The most valuable metrics to track include:

Mean Time to Remediate (MTTR)

The average time between a finding being reported and its remediation being verified. Break this down by severity level for actionable insights. If critical findings take an average of 45 days to remediate, that is a concrete data point for discussing the client's security response capability. Tracking MTTR over time reveals whether remediation processes are improving or degrading.

Remediation Rate by Severity

The percentage of findings that have been resolved within a given timeframe, broken down by severity. A healthy organisation should resolve 100 percent of critical findings within 30 days and 90 percent of high findings within 60 days. Anything below these benchmarks indicates a capacity or prioritisation problem.

Findings by Category Over Time

Tracking how many findings appear in each category (injection, authentication, configuration, etc.) across engagements reveals patterns. If injection vulnerabilities are consistently decreasing while authentication issues are increasing, the client's developer training may need to shift focus.

Recurrence Rate

The percentage of findings that reappear in subsequent engagements after being marked as resolved. A high recurrence rate suggests that fixes are superficial or that the root cause is not being addressed. This metric is particularly powerful in executive discussions about systemic security issues.

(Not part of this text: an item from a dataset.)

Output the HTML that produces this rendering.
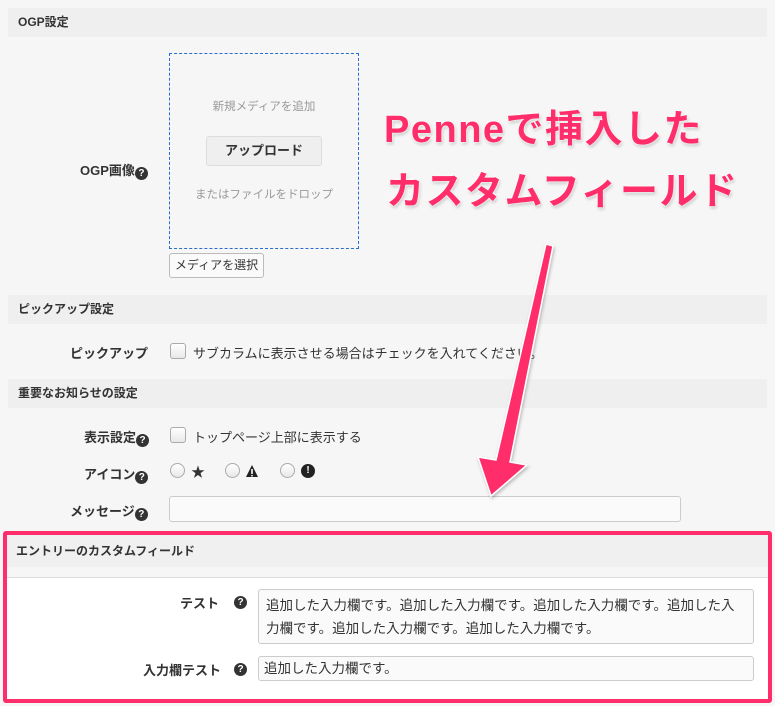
<!DOCTYPE html>
<html><head><meta charset="utf-8"><style>
*{box-sizing:border-box;margin:0;padding:0}
body{width:775px;height:706px;background:#f6f6f6;font-family:"Liberation Sans","Noto Sans CJK JP",sans-serif;font-size:13px;color:#333;position:relative;overflow:hidden}
.a{position:absolute}
.hd{position:absolute;left:8px;width:759px;height:29px;background:#efefef;font-weight:bold;font-size:12px;padding-left:10px;line-height:29px;color:#333}
.lb{position:absolute;font-weight:bold;font-size:13px;text-align:right;white-space:nowrap}
.q{display:inline-block;width:13px;height:13px;border-radius:50%;background:#333;color:#fff;font-size:10px;line-height:13px;text-align:center;font-weight:bold;vertical-align:-1px}
.cb{position:absolute;width:16px;height:16px;border:1px solid #aaa;border-radius:3px;background:linear-gradient(#fff,#e8e8e8)}
.rd{position:absolute;width:15px;height:15px;border:1px solid #aaa;border-radius:50%;background:linear-gradient(#fff,#e8e8e8)}
.big{position:absolute;font-weight:bold;font-size:38px;color:#ff2d6a;white-space:nowrap;text-shadow:0 0 2px #fff,0 0 3px #fff,1px 2px 3px rgba(0,0,0,.25);letter-spacing:1.5px}
</style></head><body>
<div class="hd" style="top:8px">OGP設定</div>
<div class="lb" style="left:80px;top:160px">OGP画像<span class="q">?</span></div>
<div class="a" style="left:169px;top:53px;width:190px;height:196px;border:1px dashed #2a6bd0"></div>
<div class="a" style="left:169px;top:98px;width:190px;text-align:center;font-size:11.5px;color:#999">新規メディアを追加</div>
<div class="a" style="left:206px;top:136px;width:116px;height:30px;border:1px solid #ddd;border-radius:3px;background:#efefef;text-align:center;line-height:28px;font-weight:bold;font-size:13px">アップロード</div>
<div class="a" style="left:169px;top:186px;width:190px;text-align:center;font-size:11.5px;color:#999">またはファイルをドロップ</div>
<div class="a" style="left:169px;top:253px;width:95px;height:25px;border:1px solid #bbb;border-radius:3px;background:#fafafa;text-align:center;line-height:23px;font-size:12px">メディアを選択</div>

<div class="hd" style="top:295px">ピックアップ設定</div>
<div class="lb" style="left:70px;top:343px">ピックアップ</div>
<div class="cb" style="left:170px;top:343px"></div>
<div class="a" style="left:193px;top:343px;font-size:13px">サブカラムに表示させる場合はチェックを入れてください。</div>

<div class="hd" style="top:379px">重要なお知らせの設定</div>
<div class="lb" style="left:84px;top:427px">表示設定<span class="q">?</span></div>
<div class="cb" style="left:170px;top:427px"></div>
<div class="a" style="left:193px;top:427px">トップページ上部に表示する</div>
<div class="lb" style="left:84px;top:464px">アイコン<span class="q">?</span></div>
<div class="rd" style="left:170px;top:463px"></div><div class="a" style="left:191px;top:462px;font-size:14px">★</div>
<div class="rd" style="left:225px;top:463px"></div>
<svg class="a" style="left:245px;top:464px" width="14" height="14"><polygon points="7,1 13,13 1,13" fill="#222"/><rect x="6.2" y="5" width="1.6" height="5" fill="#fff"/><rect x="6.2" y="11" width="1.6" height="1.4" fill="#fff"/></svg>
<div class="rd" style="left:280px;top:463px"></div><div class="a" style="left:301px;top:464px;width:14px;height:14px;border-radius:50%;background:#222;color:#fff;font-size:10px;font-weight:bold;text-align:center;line-height:14px">!</div>
<div class="lb" style="left:70px;top:501px">メッセージ<span class="q">?</span></div>
<div class="a" style="left:169px;top:496px;width:512px;height:26px;border:1px solid #ccc;border-radius:3px;background:#fafafa"></div>

<div class="a" style="left:3px;top:531px;width:769px;height:172px;border:4px solid #ff2d6a;border-radius:3px;background:#fff">
 <div class="a" style="left:0;top:0;width:761px;height:32px;background:#f0f0f0;font-weight:bold;font-size:12px;padding-left:9px;line-height:32px">エントリーのカスタムフィールド</div>
 <div class="a" style="left:0;top:32px;width:761px;height:11px;background:#f6f6f6;border-bottom:1px solid #ddd"></div>
</div>
<div class="lb" style="left:180px;top:593px">テスト</div>
<span class="q a" style="left:234px;top:596px">?</span>
<div class="a" style="left:258px;top:589px;width:496px;height:55px;border:1px solid #ccc;border-radius:3px;background:#fafafa;padding:4px 7px;font-size:13.5px;line-height:23px">追加した入力欄です。追加した入力欄です。追加した入力欄です。追加した入力欄です。追加した入力欄です。追加した入力欄です。</div>
<div class="lb" style="left:143px;top:660px">入力欄テスト</div>
<span class="q a" style="left:234px;top:663px">?</span>
<div class="a" style="left:258px;top:656px;width:496px;height:25px;border:1px solid #ccc;border-radius:3px;background:#fafafa;padding:0 5px;line-height:23px;font-size:13.5px">追加した入力欄です。</div>

<div class="big" style="left:384px;top:98px">Penneで挿入した</div>
<div class="big" style="left:386px;top:160px">カスタムフィールド</div>
<svg class="a" style="left:0;top:0" width="775" height="706">
<defs><filter id="s"><feDropShadow dx="1" dy="2" stdDeviation="1.5" flood-opacity=".25"/></filter></defs>
<g filter="url(#s)" fill="#ff2d6a" stroke="#fff" stroke-width="1.5">
<polygon points="546,244 553,246 510,462 527,465 491,496 478,457 496,460"/>
</g>
</svg>
</body></html>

Dashboard views make these metrics accessible to different audiences. Consultancies can use aggregated dashboards to monitor their entire client portfolio, identifying which clients are falling behind on remediation and may need additional support. Clients can use their own dashboards to track their security posture over time, justify budget requests with concrete data, and demonstrate progress to auditors and regulators. The data exists in the system because every finding is tracked through its full lifecycle. All that remains is presenting it in a format that drives action.